Ursula knowns well that the transition towards a green Europe has an enormous cost, which risks leaving many behind. But, because of this, she said that 100 billion euros are already set aside to lessen the blow and trillions of euros will be available in the next ten years. The draft law contains clearly stated objectives.

Destruction of unsold goods must be avoided and we must go back to the old habit of repairing rather than replacing. This is especially true for tablets, cell phones and other electronic devices. Any new products must be designed to be repaired or easily recycled in all its parts. Plastic objects will have to have an increasingly longer average life until they minimize the habit of disposable and replace it with the idea of recyclability.
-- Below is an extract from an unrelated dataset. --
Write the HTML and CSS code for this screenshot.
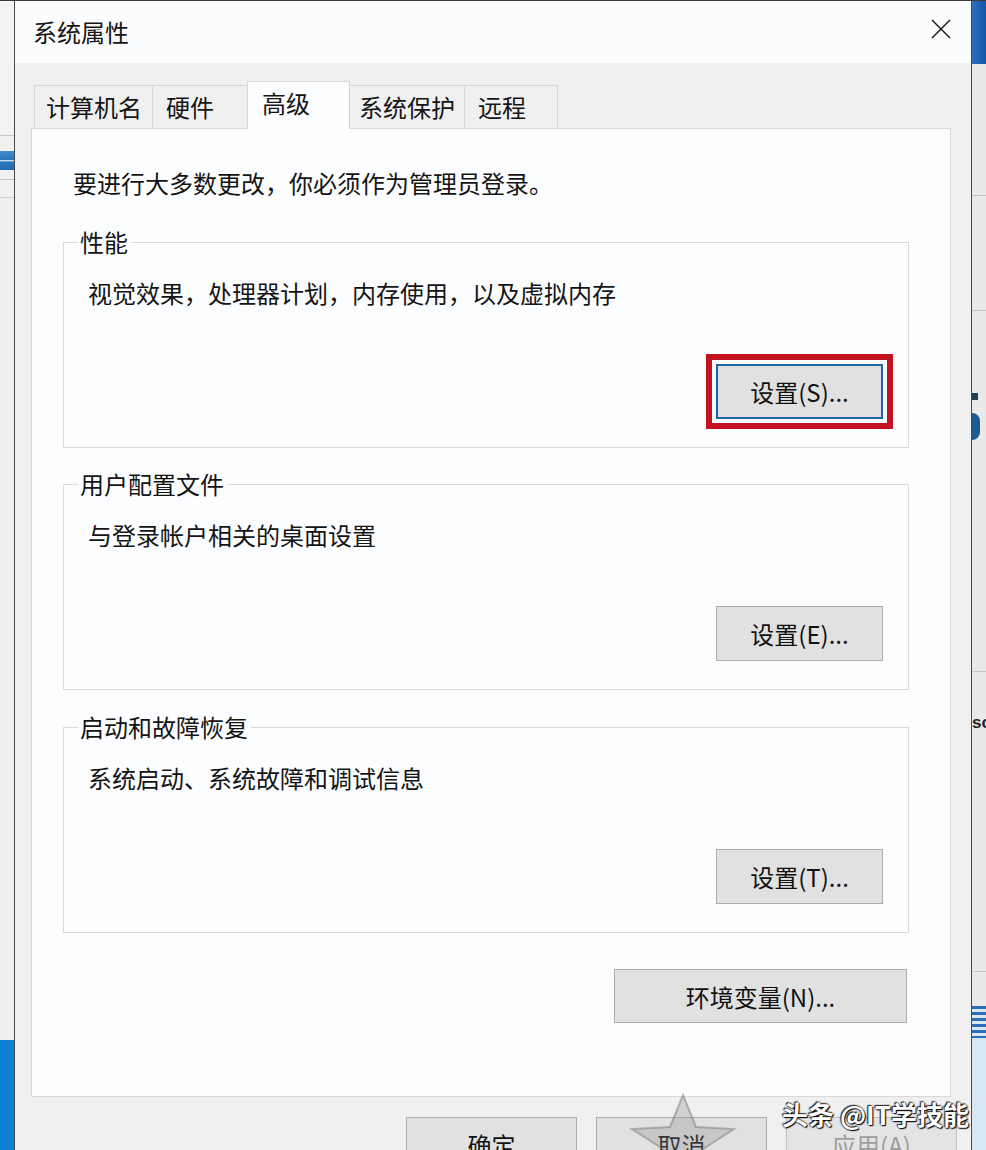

The purchase of durable products must be replaced by a ‘hire system’ in order to reduce the incentive of producers to sell new ones at ever closer deadlines. Universal battery chargers and USB ports are required, given the rarity of the materials they are made of. The textile industry will have to produce only recyclable clothing, which will be recognizable by a specific brand. Landfills and incinerators will be taxed progressively until it is convenient to eliminate them. And etc.

It is evident that these and other guidelines aim to achieve the so-called ‘Circular Economy’, but they still don’t address the problem of energy sources. To this objection the drafters of the plan reply that only when a truly circular economy has been achieved will it be possible to eliminate all fossil fuels.

It is useless to fantasize about this goal without being able to factually prove that alternatives exists.